Perspectivas para o Futuro: Trajetória e Impactos
A maioria dos analistas de mercado projeta que o ciclo de cortes da Selic continue nos próximos meses, embora o ritmo e o patamar final (a "taxa terminal") ainda gerem debate. Há um consenso de que a Selic deve encerrar o ano em um patamar significativamente inferior ao de seu pico, mas ainda em território restritivo, ou seja, acima da taxa de juros neutra (aquela que não estimula nem freia a economia).
Uma Selic em queda tem impactos multifacetados:
- Para o Crédito: A tendência é de um crédito mais barato, estimulando o consumo das famílias e o investimento das empresas. Isso pode dar fôlego a setores como varejo, imobiliário e construção civil.

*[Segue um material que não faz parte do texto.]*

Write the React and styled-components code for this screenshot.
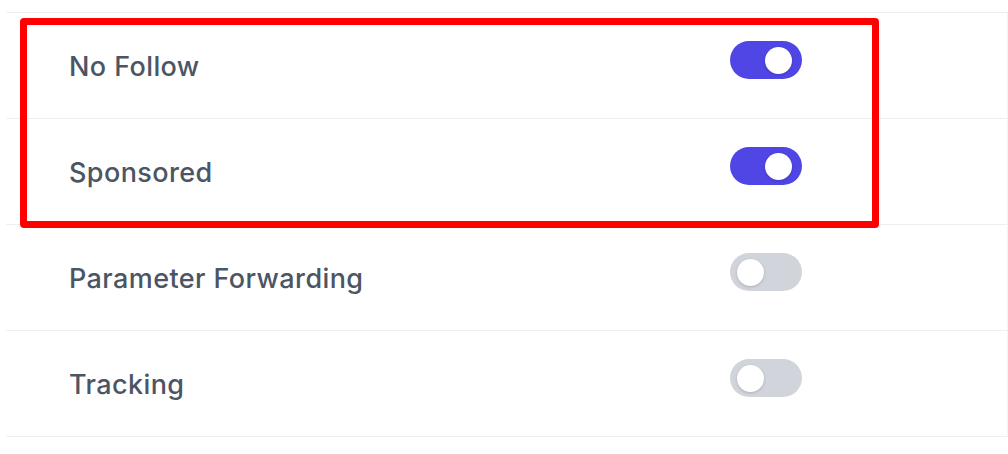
import React, { useState } from "react";
import styled, { createGlobalStyle } from "styled-components";

const GlobalStyle = createGlobalStyle`
  body {
    margin: 0;
    background: #fff;
    font-family: Inter, "Noto Sans", sans-serif;
  }
`;

const Page = styled.div`
  position: relative;
  padding: 12px 0 0 6px;
  width: 1008px;
  height: 454px;
  box-sizing: border-box;
  overflow: hidden;
`;

const List = styled.div`
  border-top: 1px solid #eeeff1;
  border-right: 1px solid #f3f3f5;
`;

const Row = styled.div`
  display: flex;
  align-items: center;
  height: 105px;
  border-bottom: 1px solid #eeeff1;
  padding-left: 63px;
`;

const Label = styled.span`
  width: 661px;
  padding-top: 2px;
  font-size: 27px;
  font-weight: 500;
  color: #4b5563;
  letter-spacing: 0.4px;
`;

const Track = styled.button`
  position: relative;
  align-self: flex-start;
  margin-top: 28px;
  width: 72px;
  height: 38px;
  padding: 0;
  border: 0;
  border-radius: 19px;
  background: ${p => (p.on ? "#4f46e5" : "#d1d5db")};
  cursor: pointer;
`;

const Knob = styled.span`
  position: absolute;
  top: 6px;
  left: ${p => (p.on ? "35px" : "7px")};
  width: 27px;
  height: 27px;
  border-radius: 50%;
  background: #fff;
  box-shadow: 0 1px 3px rgba(0, 0, 0, 0.18);
`;

const Highlight = styled.div`
  position: absolute;
  left: 20px;
  top: 18px;
  width: 859px;
  height: 210px;
  box-sizing: border-box;
  border: 7px solid #ff0000;
  border-radius: 4px;
  pointer-events: none;
`;

const settings = [
  { label: "No Follow", on: true },
  { label: "Sponsored", on: true },
  { label: "Parameter Forwarding", on: false },
  { label: "Tracking", on: false }
];

const Toggle = ({ on, onClick }) => (
  <Track on={on ? 1 : 0} onClick={onClick}>
    <Knob on={on ? 1 : 0} />
  </Track>
);

export default function App() {
  const [items, setItems] = useState(settings);

  const flip = i =>
    setItems(list => list.map((s, j) => (j === i ? { ...s, on: !s.on } : s)));

  return (
    <>
      <GlobalStyle />
      <Page>
        <List>
          {items.map((s, i) => (
            <Row key={s.label}>
              <Label>{s.label}</Label>
              <Toggle on={s.on} onClick={() => flip(i)} />
            </Row>
          ))}
        </List>
        <Highlight />
      </Page>
    </>
  );
}
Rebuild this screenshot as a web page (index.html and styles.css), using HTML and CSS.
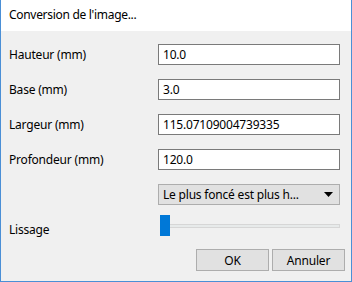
FILE: index.html
```html
<!DOCTYPE html>
<html lang="fr">
<head>
    <meta charset="UTF-8">
    <title>Conversion de l'image...</title>
    <link rel="stylesheet" href="styles.css">
</head>
<body>
    <div class="window">
        <div class="titlebar">Conversion de l'image...</div>
        <div class="content">
            <div class="form">
                <label>Hauteur (mm)</label>
                <input type="text" value="10.0">
                <label>Base (mm)</label>
                <input type="text" value="3.0">
                <label>Largeur (mm)</label>
                <input type="text" value="115.07109004739335">
                <label>Profondeur (mm)</label>
                <input type="text" value="120.0">
                <span></span>
                <div class="combo">
                    <span>Le plus foncé est plus h...</span>
                    <svg width="9" height="5" viewBox="0 0 9 5"><path d="M0 0H9L4.5 5Z" fill="#000"/></svg>
                </div>
                <label>Lissage</label>
                <div class="slider">
                    <div class="groove"></div>
                    <div class="handle"></div>
                </div>
            </div>
            <div class="buttons">
                <button>OK</button>
                <button>Annuler</button>
            </div>
        </div>
    </div>
</body>
</html>
```

FILE: styles.css
```css
*{
    box-sizing: border-box;
    margin: 0;
    padding: 0;
}

html{
    font-family: "Segoe UI", "Noto Sans", sans-serif;
    font-size: 12px;
    letter-spacing: -0.2px;
    color: #000;
}

body{
    width: 352px;
    height: 282px;
    overflow: hidden;
}

.window{
    width: 352px;
    height: 282px;
    display: flex;
    flex-direction: column;
    border: solid #4a8fd6 1px;
    border-top: none;
    background-color: #f0f0f0;
}

.titlebar{
    height: 31px;
    background-color: white;
    padding-left: 8px;
    line-height: 29px;
    letter-spacing: -0.3px;
}

.content{
    display: flex;
    flex-direction: column;
    padding: 13px 8px 0 8px;
}

.form{
    display: grid;
    grid-template-columns: 149px 182px;
    grid-auto-rows: 21px;
    row-gap: 14px;
    align-items: center;
}

label{
    line-height: 21px;
}

input{
    height: 21px;
    width: 182px;
    border: solid #7a7a7a 1px;
    background-color: white;
    font: inherit;
    letter-spacing: -0.2px;
    padding-left: 4px;
    outline: none;
}

.combo{
    height: 21px;
    display: flex;
    align-items: center;
    justify-content: space-between;
    padding: 0 6px 0 4px;
    background-color: #e1e1e1;
    border: solid #adadad 1px;
}

.slider{
    position: relative;
    height: 21px;
    margin-top: -8px;
}

.groove{
    position: absolute;
    left: 2px;
    right: 0;
    top: 9px;
    height: 4px;
    background-color: #e7eaea;
    border: solid #d6d6d6 1px;
}

.handle{
    position: absolute;
    left: 2px;
    top: 0;
    width: 10px;
    height: 21px;
    background-color: #0078d7;
}

.buttons{
    display: flex;
    justify-content: flex-end;
    gap: 3px;
    margin-top: 9px;
    margin-right: -2px;
}

button{
    width: 73px;
    height: 22px;
    font: inherit;
    letter-spacing: -0.2px;
    background-color: #e1e1e1;
    border: solid #adadad 1px;
}
```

- Para o Governo: Reduz o custo de rolagem da dívida pública, liberando recursos no orçamento que podem ser direcionados para outras áreas ou contribuir para o ajuste fiscal.
- Para Investidores: Embora a renda fixa continue oferecendo retornos atrativos em termos reais, a Selic em queda tende a diminuir a rentabilidade nominal de ativos como CDBs, LCIs, LCAs e títulos públicos pós-fixados. Em contrapartida, a renda variável (ações e fundos imobiliários) pode se beneficiar, pois empresas e projetos têm custos de financiamento menores e suas perspectivas de lucro melhoram.
O Que Esperar Consumidores e Investidores?
- Consumidores: É um momento propício para reavaliar financiamentos e empréstimos, buscando condições mais vantajosas. Contudo, a cautela com o endividamento continua sendo essencial. A poupança, com sua rentabilidade atrelada à Selic, terá retornos nominais menores.
- Investidores: A diversificação de portfólio torna-se ainda mais crucial. Embora a renda fixa ainda seja relevante, é importante considerar alocações em ativos atrelados à inflação (IPCA+) para proteção do poder de compra e, de forma criteriosa, começar a olhar com mais atenção para a renda variável, que pode apresentar melhores oportunidades em um cenário de juros menores. A qualidade do crédito e a duration dos títulos de renda fixa passam a ter maior peso na decisão.
Conclusão: A Vigilância Continua
O cenário para a Selic no Brasil é de um ciclo de flexibilização monetária em andamento, impulsionado pela desinflação, mas cercado por desafios internos e externos. O Copom manterá sua abordagem "dependente de dados", e a trajetória dos juros dependerá fundamentalmente da evolução da inflação, das expectativas e da credibilidade fiscal do país.
Para o mercado financeiro, empresas e cidadãos, a palavra de ordem é vigilância. Acompanhar de perto os comunicados do Banco Central, os indicadores econômicos e as discussões sobre a política fiscal será fundamental para tomar decisões informadas e navegar com sucesso neste ambiente de taxas de juros em transformação.